Também a Mundotêxtil, principal produtora de felpos em Portugal, está a ajustar os seus processos para “provisionar com uma maior antecedência, o que implica um aumento na disponibilidade financeira para manter os níveis de stock adequados”.
“É de prever que alguns setores serão mais afetados do que outros com este conflito”, aponta o líder da AEP, notando que “primeiramente deve ter-se em atenção os setores mais dependentes da Ásia e Médio Oriente e com menor flexibilidade de stocks“.
“Como é sabido, denotaram-se dificuldades na indústria automóvel que, inclusive, levaram marcas a optar por parar a sua produção a nível europeu“, lembra Luís Miguel Ribeiro. No início deste ano, grandes empresas do setor, como a Tesla, a Volvo ou a japonesa Suzuki, anunciaram a suspensão de parte da produção nas fábricas na Europa.
O presidente da AEP destaca ainda o impacto “noutros setores de elevada especialização da economia portuguesa, como é o caso do têxtil, já condicionado pela diminuição das exportações face à contenção da procura externa, fruto da conjuntura económica desfavorável sentida na Europa [principal mercado], e com margens de negócio de magnitude insuficiente para absorver o aumento dos preços de transporte, sem os refletir no consumidor final”.
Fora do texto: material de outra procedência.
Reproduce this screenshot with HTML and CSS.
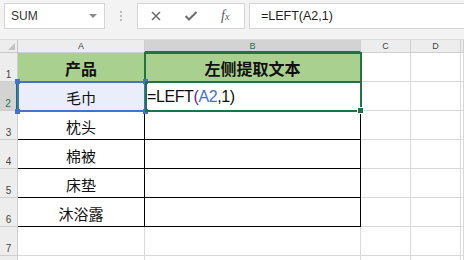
FILE: index.html
```html
<!DOCTYPE html>
<html lang="zh-CN">
<head>
    <meta charset="UTF-8">
    <title>LEFT 函数</title>
    <link rel="stylesheet" href="styles.css">
</head>
<body>
    <div class="toolbar">
        <div class="namebox">
            <span>SUM</span>
            <span class="arrow"></span>
        </div>
        <div class="sep"><span></span><span></span><span></span></div>
        <div class="fxbox">
            <svg class="icon" width="12" height="12" viewBox="0 0 12 12">
                <path d="M2 2 L10 10 M10 2 L2 10" stroke="#6d6d6d" stroke-width="1.6" fill="none"/>
            </svg>
            <svg class="icon" width="14" height="12" viewBox="0 0 14 12">
                <path d="M1.5 6 L5 9.5 L12.5 2" stroke="#6d6d6d" stroke-width="2" fill="none"/>
            </svg>
            <span class="fx">f<small>x</small></span>
        </div>
        <div class="formula">=LEFT(A2,1)</div>
    </div>

    <div class="sheet">
        <!-- column headers -->
        <div class="c corner"><span class="tri"></span></div>
        <div class="c ch">A</div>
        <div class="c ch active">B</div>
        <div class="c ch">C</div>
        <div class="c ch">D</div>
        <div class="c ch"></div>

        <!-- row 1 -->
        <div class="c rh">1</div>
        <div class="c t head">产品</div>
        <div class="c t head">左侧提取文本</div>
        <div class="c"></div><div class="c"></div><div class="c"></div>

        <!-- row 2 -->
        <div class="c rh active">2</div>
        <div class="c t ref">毛巾</div>
        <div class="c t edit">=LEFT<span class="paren">(</span><span class="blue">A2</span>,1)</div>
        <div class="c"></div><div class="c"></div><div class="c"></div>

        <div class="c rh">3</div>
        <div class="c t">枕头</div>
        <div class="c t"></div>
        <div class="c"></div><div class="c"></div><div class="c"></div>

        <div class="c rh">4</div>
        <div class="c t">棉被</div>
        <div class="c t"></div>
        <div class="c"></div><div class="c"></div><div class="c"></div>

        <div class="c rh">5</div>
        <div class="c t">床垫</div>
        <div class="c t"></div>
        <div class="c"></div><div class="c"></div><div class="c"></div>

        <div class="c rh">6</div>
        <div class="c t">沐浴露</div>
        <div class="c t"></div>
        <div class="c"></div><div class="c"></div><div class="c"></div>

        <div class="c rh">7</div>
        <div class="c"></div><div class="c"></div>
        <div class="c"></div><div class="c"></div><div class="c"></div>

        <div class="c rh"></div>
        <div class="c"></div><div class="c"></div>
        <div class="c"></div><div class="c"></div><div class="c"></div>

        <!-- selection boxes over the grid -->
        <div class="sel-b1"></div>
        <div class="sel-ref">
            <span class="h tl"></span><span class="h tr"></span>
            <span class="h bl"></span><span class="h br"></span>
        </div>
        <div class="sel-active"><span class="fill"></span></div>
    </div>
</body>
</html>
```

FILE: styles.css
```css
* {
    box-sizing: border-box;
}

body {
    margin: 0;
    background: #fff;
    font-family: "Liberation Sans", "Noto Sans CJK SC", sans-serif;
    overflow: hidden;
}

.toolbar {
    height: 40px;
    background: #f3f3f3;
    display: flex;
    align-items: flex-start;
    padding: 3px 0 0 4px;
    border-bottom: 1px solid #dcdcdc;
}

.namebox {
    width: 101px;
    height: 26px;
    background: #fff;
    border: 1px solid #d6d6d6;
    display: flex;
    align-items: center;
    justify-content: space-between;
    padding: 0 7px 0 6px;
    font-size: 12px;
    color: #333;
}

.arrow {
    width: 0;
    height: 0;
    border-left: 4px solid transparent;
    border-right: 4px solid transparent;
    border-top: 4px solid #8a8a8a;
}

.sep {
    width: 32px;
    height: 26px;
    display: flex;
    flex-direction: column;
    align-items: center;
    justify-content: center;
    gap: 2px;
}

.sep span {
    width: 2px;
    height: 2px;
    background: #bcbcbc;
}

.fxbox {
    width: 108px;
    height: 26px;
    background: #fff;
    border: 1px solid #d6d6d6;
    display: flex;
    align-items: center;
    padding-left: 12px;
    gap: 22px;
}

.fx {
    font-family: "Liberation Serif", serif;
    font-style: italic;
    font-size: 14px;
    color: #5a5a5a;
    margin-left: 1px;
}

.fx small {
    font-size: 10px;
}

.formula {
    flex: 1;
    height: 26px;
    margin-left: 4px;
    background: #fff;
    border: 1px solid #d6d6d6;
    border-right: none;
    padding-left: 11px;
    font-size: 12.5px;
    line-height: 24px;
    color: #222;
}

.sheet {
    position: relative;
    display: grid;
    grid-template-columns: 18px 127px 216px 50px 50px 1fr;
    grid-template-rows: 13px repeat(7, 29px) 7px;
}

.c {
    border-right: 1px solid #d9d9d9;
    border-bottom: 1px solid #d9d9d9;
}

.corner {
    background: #ededed;
    border-color: #c8c8c8;
    position: relative;
}

.tri {
    position: absolute;
    right: 2px;
    bottom: 2px;
    width: 0;
    height: 0;
    border-left: 7px solid transparent;
    border-bottom: 7px solid #c2c2c2;
}

.ch {
    background: #ededed;
    border-color: #cfcfcf;
    font-size: 9px;
    color: #444;
    text-align: center;
    line-height: 13px;
}

.ch.active {
    background: #d3d3d3;
    color: #217346;
    border-bottom: 2px solid #217346;
}

.rh {
    background: #ededed;
    border-color: #cfcfcf;
    font-size: 10px;
    color: #444;
    text-align: center;
    display: flex;
    align-items: flex-end;
    justify-content: center;
    padding-bottom: 1px;
}

.rh.active {
    background: #d3d3d3;
    color: #217346;
    border-right: 2px solid #217346;
}

.t {
    border-color: #000;
    display: flex;
    align-items: center;
    justify-content: center;
    font-size: 15px;
    color: #111;
    padding-top: 2px;
}

.head {
    background: #a9d08e;
    font-weight: bold;
    font-size: 16px;
}

.ref {
    background: #e9eefa;
}

.edit {
    justify-content: flex-start;
    padding-left: 2px;
    font-size: 16px;
    letter-spacing: -0.4px;
}

.paren {
    color: #5b2d80;
}

.blue {
    color: #4472c4;
}

.sel-b1 {
    position: absolute;
    left: 144px;
    top: 12px;
    width: 218px;
    height: 31px;
    border: 2px solid #217346;
}

.sel-ref {
    position: absolute;
    left: 17px;
    top: 41px;
    width: 129px;
    height: 31px;
    border: 2px solid #4472c4;
}

.h {
    position: absolute;
    width: 5px;
    height: 5px;
    background: #4472c4;
}

.tl { left: -4px; top: -4px; }
.tr { right: -4px; top: -4px; }
.bl { left: -4px; bottom: -4px; }
.br { right: -4px; bottom: -4px; }

.sel-active {
    position: absolute;
    left: 145px;
    top: 41px;
    width: 217px;
    height: 31px;
    border: 2px solid #217346;
}

.fill {
    position: absolute;
    right: -4px;
    bottom: -4px;
    width: 5px;
    height: 5px;
    background: #217346;
    border: 1px solid #fff;
    box-sizing: content-box;
}
```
Falta de contentores causa constrangimentos
“As consequências [da crise do Mar Vermelho] são similares à situação vivida durante o período pandémico”, alerta Mário de Sousa. Segundo o CEO da Portocargo, reflete-se em falta de equipamento (contentores) e aumento substancial do tempo de trânsito dos navios nas viagens entre a Ásia e a Europa. “O que, por si só, causa a perda de um terço da capacidade instalada (navios), tanto para navios porta-contentores, como Roll On – Roll Off (equipamento rolante e car-carriers); granéis sólidos e líquidos; carga convencional”, detalha.
As consequências são significativamente penalizadoras para todos, sejam operadores logísticos, exportadores e importadores, fabricantes ou retalhistas. Há rutura de stocks, sejam matérias primas, componentes ou produtos acabados, dado que toda a cadeia é afetada e consequentemente desarticulada.
Mário Sousa refere ainda que “além dos custos suplementares resultantes do aumento do custo de afretamento para as viagens round trip, tanto pelo número suplementar de dias necessários, como pela falta de navios que permitam o equilíbrio entre a oferta e a procura, temos de considerar os custos suplementares originados pelo consumo adicional de combustível, devido à diferença de milhas náuticas (entre 3.500 a 4.500 milhas, dependendo do distanciamento necessário para evitar a proximidade da costa no Índico) e dias suplementares”.
A Portocargo estima que a perda de capacidade de reposicionamento de contentores se situe em 15% a 20% neste trimestre. Numa carta enviada este mês aos seus clientes, a transitária avisava que “apesar dos elevados preços, todos nós, envolvidos na gestão da cadeia de abastecimentos, vimos sentindo enormes dificuldades em encontrar espaço / equipamento para embarcar as mercadorias em tempo oportuno, verificando-se já enormes atrasos com diversos portos, principalmente na República Popular da China”.
“Se o tempo de trânsito é muito mais longo e a capacidade existente não é suficiente para suprir as necessidades, então a correlação de forças desequilibra-se e as consequências são significativamente penalizadoras para todos, sejam operadores logísticos, exportadores e importadores, fabricantes ou retalhistas”, sintetiza o CEO da Portocargo. “Há rutura de stocks, sejam matérias primas, componentes ou produtos acabados, dado que toda a cadeia é afetada e consequentemente desarticulada“, aponta Mário Sousa.
Preços mais altos por mar… e por terra
Os problemas no ar estão também a ter efeitos em terra. “O nosso foco é o continente europeu, onde operamos em mais de 20 mercados, mas o impacto indireto desta crise é evidente”, explica Ricardo Arroyo, administrador da Lusocargo e diretor para a área do transporte rodoviário no Groupe BBL, que controla a Lusocargo e a Portocargo.
De acordo com o mesmo responsável, “segundo os últimos relatórios, as novas redes de transhipment criadas para reduzir o impacto dos desvios do Mar Vermelho levaram a um aumento do congestionamento nos portos do Mediterrâneo, como Barcelona e Valência“. Também os portos de Lisboa e de Sines registaram um crescimento superior a 20% na carga movimentada, em termos homólogos, nos primeiros dois meses deste ano, segundo dados da Autoridade da Mobilidade e dos Transportes (AMT).
As novas redes de transhipment criadas para reduzir o impacto dos desvios do Mar Vermelho levaram a um aumento do congestionamento nos portos do Mediterrâneo, como Barcelona e Valência.
“Este é um dos factos que conduz invariavelmente a atrasos nos prazos de entrega e a custos mais elevados para o transporte rodoviário que alimenta e sustenta os mercados nas fases finais da cadeia logística“, justifica Ricardo Arroyo.
Segundo Mário Sousa, “estamos prestes a atingir a triplicação dos preços praticados, em relação aos de há um ano, no corredor Ásia- Mediterrâneo/Norte da Europa”. “Importa ainda contabilizar os custos suplementares originados pelo custo do capital, devido ao maior período de tempo que decorre entre o momento da encomenda, abertura de cartas de crédito, pagamentos parciais ou totais antecipados, necessidade de mais espaço e mais tempo de armazenagem, maiores riscos de mercadorias chegarem fora de tempo, ou se transformar em obsoletas”, remata.